Michael Glatze's story is this:

(Hat tip: SF.)

After becoming editor of Young Gay America magazine at age 22, Glatze received numerous awards and recognition, including the National Role Model Award from the major homosexual-rights organization Equality Forum. Media gravitated toward him, leading to appearances on PBS television and MSNBC and quotes in a cover story in Time magazine called "The Battle Over Gay Teens."

He produced, with the help of PBS affiliates and Equality Forum, the first major documentary film to address homosexual teen suicide, "Jim In Bold," which toured the world and received numerous "best in festival" awards. Young Gay America's photo exhibit, telling the story of young people across North America, toured Europe, Canada and parts of the U.S.

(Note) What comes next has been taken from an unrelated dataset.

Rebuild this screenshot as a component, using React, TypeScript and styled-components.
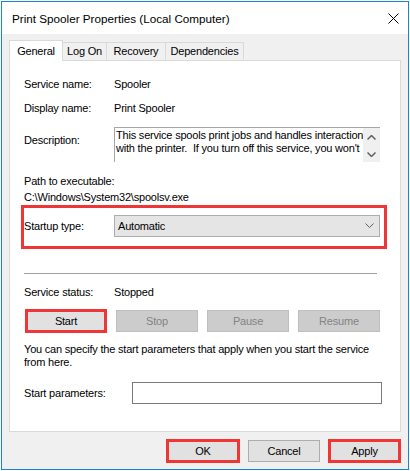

In 2004, Glatze moved from San Francisco to Halifax in eastern Canada where his partner, Young Gay America magazine's publisher, had family. The magazine, he said, sought to provide a "virtuous counterpart" to the other newsstand media aimed at homosexual youth.

But Glatze contends "the truth was, YGA was as damaging as anything else out there, just not overtly pornographic, so more 'respected.'"

In 2005, Glatze was featured in a panel with Judy Shepard, mother of slain homosexual Matthew Shepard, at the prestigious JFK Jr. Forum at Harvard's Kennedy School of Government.

"It was after viewing my words on a videotape of that 'performance,'" he writes, "that I began to seriously doubt what I was doing with my life and influence."

"Knowing no one who I could approach with my questions and my doubts, I turned to God," he says. "I'd developed a growing relationship with God, thanks to a debilitating bout with intestinal cramps caused by the upset stomach-inducing behaviors I'd been engaged in."

Toward the end of his time with Young Gay America, Glatze said, colleagues began to notice he was going through some kind of religious experience.

Just before leaving, not fully realizing what he was doing, he wrote on his office computer his thoughts, ending with the declaration: "Homosexuality is death, and I choose life."